Figure 6. A slice 10 h-1 Mpc thick of a simulation of a cubic region of side 141 h-1 Mpc in the LambdaCDM cosmology. The grey scale shows a slightly smoothed representation of the dark matter in the N-body simulation. The coloured dots show galaxies; the size of the dots is proportional to the B-band luminosity of the galaxy and the colour represents the B-V colour as given on the scale on the top. The top panel corresponds to redshift z = 0 and the bottom panel to z = 3. (Adapted from Benson et al. 2001a).

The outcome of an N-body dark matter simulation in a LambdaCDM universe in which the visible properties of the galaxies have been calculated using the semi-analytic model of Cole et al. (2000) is illustrated in Fig. 6 (Benson et al. 2001a). Galaxies form mostly along the filaments delineated by the dark matter. Red galaxies predominate in the most massive dark matter halos, just as observed in real galaxy clusters. This segregation is a natural outcome of hierarchical clustering from CDM initial conditions. It reflects the fact that the progenitors of rich clusters form substantially earlier than a typical dark matter halo of the same mass. Fig. 7 shows the galaxy luminosity function which describes the abundance of galaxies of different luminosities. The theoretical predictions, shown by the line, agree remarkably well with the observations but this should not be regarded as a spectacular success of the theory because the free parameters in the semi-analytic star formation and feedback model have been tuned to achieve as good a match as possible to this specific observational dataset. In particular, the feedback model has been tuned to produce a relatively flat function at the faint end.

Figure 7

Figure 7. The galaxy luminosity function. The symbols show the number of galaxies per unit volume and per unit magnitude measured in various surveys, as a function of galaxy magnitude (open circles: Zucca et al. 1997; open squares: Loveday et al. 1992; thick error bars: Norberg et al. 2001b). The solid line shows the predictions of the semi-analytic model of Cole et al. (2000).

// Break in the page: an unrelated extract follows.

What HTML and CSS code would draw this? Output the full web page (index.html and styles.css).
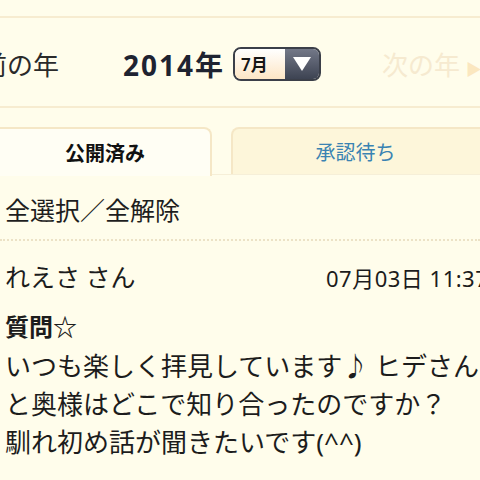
FILE: index.html
```html
<!DOCTYPE html>
<html lang="ja">
<head>
<meta charset="utf-8">
<link rel="stylesheet" href="styles.css">
</head>
<body>
<div class="page">
  <div class="topbar"></div>
  <div class="yearnav">
    <span class="prev">前の年</span>
    <span class="year">2014年</span>
    <span class="select"><span class="sel-val">7月</span><span class="sel-btn"><svg width="20" height="16" viewBox="0 0 20 16"><path d="M1 1 H19 L10 15 Z" fill="#fff"/></svg></span></span>
    <span class="next">次の年 <span class="arrow">▶</span></span>
  </div>
  <div class="tabs">
    <div class="tab active">公開済み</div>
    <div class="tab pending">承認待ち</div>
  </div>
  <div class="content">
    <div class="selectall">全選択／全解除</div>
    <div class="entry">
      <div class="meta"><span class="name">れえさ さん</span><span class="date">07月03日 11:37</span></div>
      <div class="title">質問☆</div>
      <div class="body">いつも楽しく拝見しています♪ ヒデさん<br>と奥様はどこで知り合ったのですか？<br>馴れ初め話が聞きたいです(^^)</div>
    </div>
  </div>
</div>
</body>
</html>
```

FILE: styles.css
```css
* { box-sizing: border-box; }
html, body { margin: 0; padding: 0; }
body {
  background: #fffdeb;
  font-family: "Noto Sans", "Noto Sans CJK JP", sans-serif;
  color: #1c1c1c;
}
.page { width: 480px; height: 480px; overflow: hidden; }
.topbar { height: 18px; border-bottom: 2px solid #f7ecd0; }
.yearnav {
  height: 90px;
  border-bottom: 2px solid #f7ecd0;
  display: flex;
  align-items: center;
  white-space: nowrap;
  padding-top: 3px;
}
.prev { margin-left: -19px; font-size: 26px; color: #2a2a2a; width: 142px; flex: none; font-family: "Noto Sans CJK JP", sans-serif; }
.year { font-size: 28px; font-weight: 700; color: #1e2331; width: 110px; flex: none; letter-spacing: 2px; }
.select {
  flex: none;
  display: flex;
  width: 88px;
  height: 34px;
  border: 2px solid #3b3f49;
  border-radius: 8px;
  overflow: hidden;
}
.sel-val {
  width: 50px;
  background: linear-gradient(#ffffff, #fde6c5);
  font-size: 17px;
  font-weight: 600;
  display: flex;
  align-items: center;
  padding-left: 6px;
  color: #151515;
}
.sel-btn {
  flex: 1;
  background: linear-gradient(#737888, #3d4352);
  display: flex;
  align-items: center;
  justify-content: center;
}
.next { margin-left: 61px; font-size: 26px; color: #f6ead0; flex: none; font-family: "Noto Sans CJK JP", sans-serif; }
.next .arrow { font-size: 16px; color: #fbe7bf; }
.tabs {
  margin-top: 19px;
  height: 48px;
  display: flex;
  gap: 19px;
  border-bottom: 1px solid #f6efd8;
}
.tab {
  display: flex;
  align-items: center;
  justify-content: center;
  font-size: 20px;
  border: 2px solid #f5e7c6;
  border-bottom: none;
}
.tab.active {
  width: 222px;
  margin-left: -10px;
  border-left: none;
  border-radius: 0 8px 0 0;
  background: #fffef4;
  font-weight: 700;
  color: #111;
  margin-bottom: -1px;
  height: 49px;
  padding-left: 10px;
}
.tab.pending {
  flex: 1;
  margin-right: -20px;
  border-radius: 8px 8px 0 0;
  background: #fdf6da;
  color: #3a83b2;
  padding-right: 20px;
}
.content { padding: 0 0 0 5px; }
.selectall { font-size: 25px; line-height: 36px; margin-top: 16px; color: #1e1e1e; font-family: "Noto Sans CJK JP", sans-serif; }
.entry { border-top: 2px dotted #ece2c6; margin-top: 12px; margin-left: -5px; padding-left: 5px; }
.meta { display: flex; align-items: baseline; margin-top: 17px; white-space: nowrap; }
.name { font-size: 25px; font-family: "Noto Sans CJK JP", sans-serif; width: 321px; flex: none; }
.date { font-size: 22px; letter-spacing: 0.5px; flex: none; }
.title { font-size: 24px; font-weight: 700; margin-top: 16px; line-height: 34px; }
.body { font-size: 26px; line-height: 38px; margin-top: 3px; white-space: nowrap; }
```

Having fixed the model parameters by reference to a small subset of the data such as the galaxy luminosity function, we can ask whether the same model accounts for other basic observational data. The galaxy autocorrelation function, xigal(r), in the simulations is plotted in Fig. 2 above. On large scales, it follows xidm(r) quite closely, but on small scales it dips below the mass autocorrelation function. This small scale "antibias" has also been seen in N-body/gasdynamical simulations of the LambdaCDM cosmology (Pearce et al. 1999, 2001, Dave et al. 1999), and in dark matter simulations that resolve individual galactic halos (Klypin et al. 1999). The galaxy autocorrelation function in the simulations of Benson et al. (2000) agrees remarkably well with the observational data (see also Kauffmann et al. 1999a). This is a genuine success of the theory because no model parameters have been adjusted in this comparison. The differences between the small-scale clustering of galaxies and dark matter result from the interplay between the clustering of dark matter halos and the occupation statistics of galaxies in halos which, in turn, are determined by the physics of galaxy formation. This conclusion, discussed in detail by Benson et al. (2000), has led to the development of an analytic formulation known as the "halo model" (e.g. Seljak 2000, Peacock & Smith 2000, Berlind & Weinberg 2002).

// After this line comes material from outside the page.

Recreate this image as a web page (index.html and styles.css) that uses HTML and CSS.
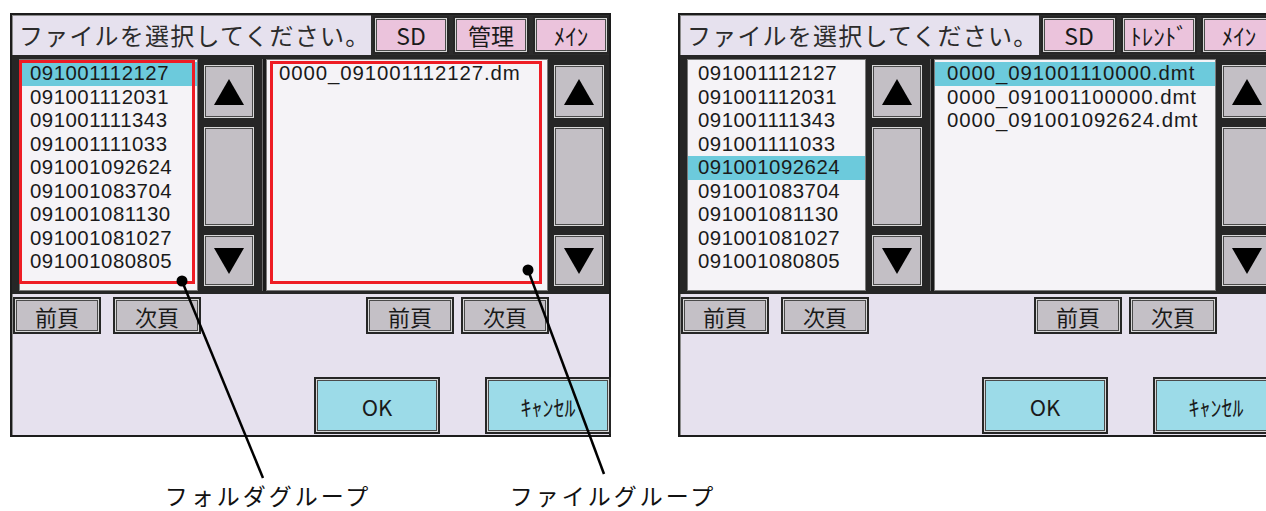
FILE: index.html
```html
<!DOCTYPE html>
<html lang="ja">
<head>
  <meta charset="UTF-8">
  <meta name="viewport" content="width=device-width, initial-scale=1.0">
  <title>ファイル選択</title>
  <link rel="stylesheet" href="styles.css">
</head>
<body>
  <div class="figure">
    <div class="screens">

      <section class="screen">
        <header class="screen-head">
          <div class="prompt">ファイルを選択してください。</div>
          <nav class="tabs">
            <span class="tab">SD</span>
            <span class="tab">管理</span>
            <span class="tab">ﾒｲﾝ</span>
          </nav>
        </header>
        <div class="browser">
          <ul class="list list-folders">
            <li class="selected">091001112127</li>
            <li>091001112031</li>
            <li>091001111343</li>
            <li>091001111033</li>
            <li>091001092624</li>
            <li>091001083704</li>
            <li>091001081130</li>
            <li>091001081027</li>
            <li>091001080805</li>
          </ul>
          <div class="scroll">
            <span class="scroll-btn"><svg width="32" height="28" viewBox="0 0 32 28"><polygon points="16,1 31,27 1,27" fill="#000"/></svg></span>
            <span class="scroll-btn scroll-thumb"></span>
            <span class="scroll-btn scroll-down"><svg width="32" height="28" viewBox="0 0 32 28"><polygon points="1,1 31,1 16,27" fill="#000"/></svg></span>
          </div>
          <div class="divider"></div>
          <ul class="list list-files">
            <li>0000_091001112127.dm</li>
          </ul>
          <div class="scroll scroll-end">
            <span class="scroll-btn"><svg width="32" height="28" viewBox="0 0 32 28"><polygon points="16,1 31,27 1,27" fill="#000"/></svg></span>
            <span class="scroll-btn scroll-thumb"></span>
            <span class="scroll-btn scroll-down"><svg width="32" height="28" viewBox="0 0 32 28"><polygon points="1,1 31,1 16,27" fill="#000"/></svg></span>
          </div>
        </div>
        <div class="screen-foot">
          <div class="pager">
            <div class="pager-group">
              <button class="key">前頁</button>
              <button class="key">次頁</button>
            </div>
            <div class="pager-group pager-files">
              <button class="key">前頁</button>
              <button class="key">次頁</button>
            </div>
          </div>
          <div class="actions">
            <button class="key key-action">OK</button>
            <button class="key key-action">ｷｬﾝｾﾙ</button>
          </div>
        </div>
        <span class="mark mark-folders"></span>
        <span class="mark mark-files"></span>
      </section>

      <section class="screen screen-b">
        <header class="screen-head">
          <div class="prompt">ファイルを選択してください。</div>
          <nav class="tabs">
            <span class="tab">SD</span>
            <span class="tab">ﾄﾚﾝﾄﾞ</span>
            <span class="tab">ﾒｲﾝ</span>
          </nav>
        </header>
        <div class="browser">
          <ul class="list list-folders">
            <li>091001112127</li>
            <li>091001112031</li>
            <li>091001111343</li>
            <li>091001111033</li>
            <li class="selected">091001092624</li>
            <li>091001083704</li>
            <li>091001081130</li>
            <li>091001081027</li>
            <li>091001080805</li>
          </ul>
          <div class="scroll">
            <span class="scroll-btn"><svg width="32" height="28" viewBox="0 0 32 28"><polygon points="16,1 31,27 1,27" fill="#000"/></svg></span>
            <span class="scroll-btn scroll-thumb"></span>
            <span class="scroll-btn scroll-down"><svg width="32" height="28" viewBox="0 0 32 28"><polygon points="1,1 31,1 16,27" fill="#000"/></svg></span>
          </div>
          <div class="divider"></div>
          <ul class="list list-files">
            <li class="selected">0000_091001110000.dmt</li>
            <li>0000_091001100000.dmt</li>
            <li>0000_091001092624.dmt</li>
          </ul>
          <div class="scroll scroll-end">
            <span class="scroll-btn"><svg width="32" height="28" viewBox="0 0 32 28"><polygon points="16,1 31,27 1,27" fill="#000"/></svg></span>
            <span class="scroll-btn scroll-thumb"></span>
            <span class="scroll-btn scroll-down"><svg width="32" height="28" viewBox="0 0 32 28"><polygon points="1,1 31,1 16,27" fill="#000"/></svg></span>
          </div>
        </div>
        <div class="screen-foot">
          <div class="pager">
            <div class="pager-group">
              <button class="key">前頁</button>
              <button class="key">次頁</button>
            </div>
            <div class="pager-group pager-files">
              <button class="key">前頁</button>
              <button class="key">次頁</button>
            </div>
          </div>
          <div class="actions">
            <button class="key key-action">OK</button>
            <button class="key key-action">ｷｬﾝｾﾙ</button>
          </div>
        </div>
      </section>

    </div>

    <svg class="callouts" width="1266" height="511" viewBox="0 0 1266 511">
      <line x1="182" y1="281" x2="263" y2="478" stroke="#000" stroke-width="2.5"/>
      <circle cx="182" cy="281" r="5.5" fill="#000"/>
      <line x1="528" y1="270" x2="604" y2="474" stroke="#000" stroke-width="2.5"/>
      <circle cx="528" cy="270" r="5.5" fill="#000"/>
    </svg>

    <div class="captions">
      <div class="caption">フォルダグループ</div>
      <div class="caption">ファイルグループ</div>
    </div>
  </div>
</body>
</html>
```

FILE: styles.css
```css
html, body {
  margin: 0;
  padding: 0;
  background: #fff;
  overflow: hidden;
}
body {
  width: 1266px;
  height: 511px;
  font-family: "Noto Sans CJK JP", "Liberation Sans", sans-serif;
  color: #1a1a1a;
}
ul {
  list-style: none;
  margin: 0;
  padding: 0;
}
.figure {
  position: relative;
  width: 1266px;
  height: 511px;
}
.screens {
  display: flex;
  gap: 67px;
  padding: 13px 0 0 10px;
  overflow: hidden;
}

/* one HMI screen */
.screen {
  position: relative;
  flex: 0 0 601px;
  width: 601px;
  height: 424px;
  box-sizing: border-box;
  border: 2px solid #1c1c1c;
  background: #e6e1ee;
  box-shadow: inset 1px 1px 0 #8c8c8c;
  display: flex;
  flex-direction: column;
}
.screen-head {
  display: flex;
  height: 40px;
}
.prompt {
  flex: 1;
  padding-left: 7px;
  font-size: 24px;
  line-height: 40px;
  letter-spacing: 1.2px;
  color: #2b2b2b;
  white-space: nowrap;
  overflow: hidden;
}
.tabs {
  display: flex;
  gap: 4px;
  width: 238px;
  box-sizing: border-box;
  padding: 1px 0 1px 2px;
  background: #2c2c2c;
}
.tab {
  flex: 1;
  display: flex;
  align-items: center;
  justify-content: center;
  background: #ebc3dc;
  border: 2px solid #262626;
  box-shadow: inset 0 0 0 1px #d6d6d6, inset 0 0 0 2px #4a4a4a;
  font-size: 23px;
  color: #1a1a1a;
}

/* list + scroll area */
.browser {
  display: flex;
  height: 239px;
  box-sizing: border-box;
  padding: 4px 0 3px 7px;
  background: #262626;
}
.list {
  box-sizing: border-box;
  border: 1px solid #7a7a7a;
  background: #f5f3f7;
  padding-top: 2px;
  font-family: "Liberation Sans", Arial, sans-serif;
  font-size: 20.4px;
  line-height: 23.5px;
  color: #1a1a1a;
  overflow: hidden;
}
.list li {
  height: 23.5px;
  white-space: nowrap;
  padding-left: 10px;
  letter-spacing: 0.5px;
}
.list li.selected {
  background: #6ccadc;
}
.list-folders {
  width: 179px;
}
.list-files {
  width: 282px;
}
.list-files li {
  padding-left: 12px;
  letter-spacing: 0.9px;
}
.divider {
  width: 4px;
  background: #1a1a1a;
  box-shadow: inset 1px 0 0 #6a6a6a;
}
.scroll {
  width: 64px;
  box-sizing: border-box;
  padding: 4px 6px 3px 4px;
  display: flex;
  flex-direction: column;
  gap: 5px;
}
.scroll-end {
  width: 60px;
  padding: 4px 2px 3px 4px;
}
.scroll-btn {
  height: 57px;
  display: flex;
  align-items: center;
  justify-content: center;
  background: #c3bfc5;
  border: 2px solid #262626;
  box-shadow: inset 0 0 0 1px #d8d8d8, inset 0 0 0 2px #4a4a4a;
  box-sizing: border-box;
}
.scroll-thumb {
  flex: 1;
}
.scroll-down {
  height: 55px;
}

/* bottom keys */
.screen-foot {
  flex: 1;
  display: flex;
  flex-direction: column;
  justify-content: space-between;
  padding: 3px 0 1px 1px;
}
.pager {
  display: flex;
}
.pager-group {
  display: flex;
  gap: 12px;
}
.pager-files {
  margin-left: auto;
  margin-right: 60px;
  gap: 7px;
}
.key {
  margin: 0;
  padding: 0;
  width: 88px;
  height: 37px;
  background: #c4c0c6;
  border: 2px solid #262626;
  box-shadow: inset 0 0 0 1px #d8d8d8, inset 0 0 0 2px #4a4a4a;
  font-family: "Noto Sans CJK JP", sans-serif;
  font-size: 22px;
  line-height: 1;
  color: #1a1a1a;
}
.actions {
  display: flex;
  justify-content: flex-end;
  gap: 45px;
  margin-right: -2px;
}
.key-action {
  width: 126px;
  height: 57px;
  background: #9cdbe8;
  font-size: 22px;
}

/* annotation overlay */
.mark {
  position: absolute;
  box-sizing: border-box;
  border: 3px solid #ee1c25;
  pointer-events: none;
}
.mark-folders {
  left: 7px;
  top: 45px;
  width: 176px;
  height: 224px;
}
.mark-files {
  left: 258px;
  top: 46px;
  width: 272px;
  height: 223px;
}
.callouts {
  position: absolute;
  left: 0;
  top: 0;
  pointer-events: none;
}
.captions {
  display: flex;
  gap: 119px;
  padding-left: 155px;
  margin-top: 47px;
}
.caption {
  width: 226px;
  text-align: center;
  font-size: 23px;
  line-height: 1;
  letter-spacing: 3px;
  color: #111;
  white-space: nowrap;
}
```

Another genuine prediction of the model is the dependence of the strength of clustering on the luminosity of different subsamples. It can be seen in Fig. 6 that the brightest galaxies are concentrated in the most massive clusters, leading one to suspect that their autocorrelation function must be stronger than average. This is indeed the case, as illustrated in Fig. 8 which compares the variation of the clustering length (defined as the pair separation for which xi(r) = 1) of galaxy samples of different intrinsic luminosity in the simulations of Benson et al. (2001a) with the observational data obtained from the 2dFGRS by Norberg et al. (2001a). The agreement between theory and observations is remarkable considering that there are no adjustble parameters in this comparison. The reason for the strong clustering of bright galaxies is related to the colour-density relation seen in Fig. 6: the brightest galaxies form in the highest peaks of the density distribution which, in initially Gaussian fields, are more strongly clustered than average peaks which produce less extreme galaxies.

Figure 8

Figure 8. The correlation length as a function of the luminosity of different galaxy subsamples. The correlation length is defined as the pair separation for which xi(r) = 1. The symbols show the results from the 2dFGRS and the line the predictions of the simulations of Benson et al. (2000). (Adapted from Norberg et al. 2001a).

The patch of model universe illustrated in the top panel of Fig. 6 is shown at the earlier epoch corresponding to redshift z = 3 (when the universe was only about 20% of its current age) in the bottom panel of this figure. The galaxies are now blue, reflecting the colour of their younger stellar population. There are fewer galaxies in this plot than in the z = 0 slice. In fact, this is the epoch when the first substantial population of bright galaxies formed in the simulation. As Baugh et al. (1998) argued, the properties of these model galaxies resemble those of the "Lyman-break" galaxies discovered by Steidel et al. (1996), even though different models make somewhat different predictions for their exact properties (Somerville et al. 2001). Most models, however, predict that the brightest galaxies at z = 3 should be strongly clustered (Kauffmann et al. 1999b) and, indeed, the models of Baugh et al. (1998) correctly anticipated that the Lyman-break galaxies would have a clustering length comparable to that of bright galaxies today (Adelberger et al. 1998). This too should be regarded as a significant success of this kind of modelling in the LambdaCDM cosmology. As Fig. 6 shows, in contrast to the galaxies, the dark matter is much more weakly clustered at z = 3 than at z = 0, indicating that galaxies were strongly biased at birth.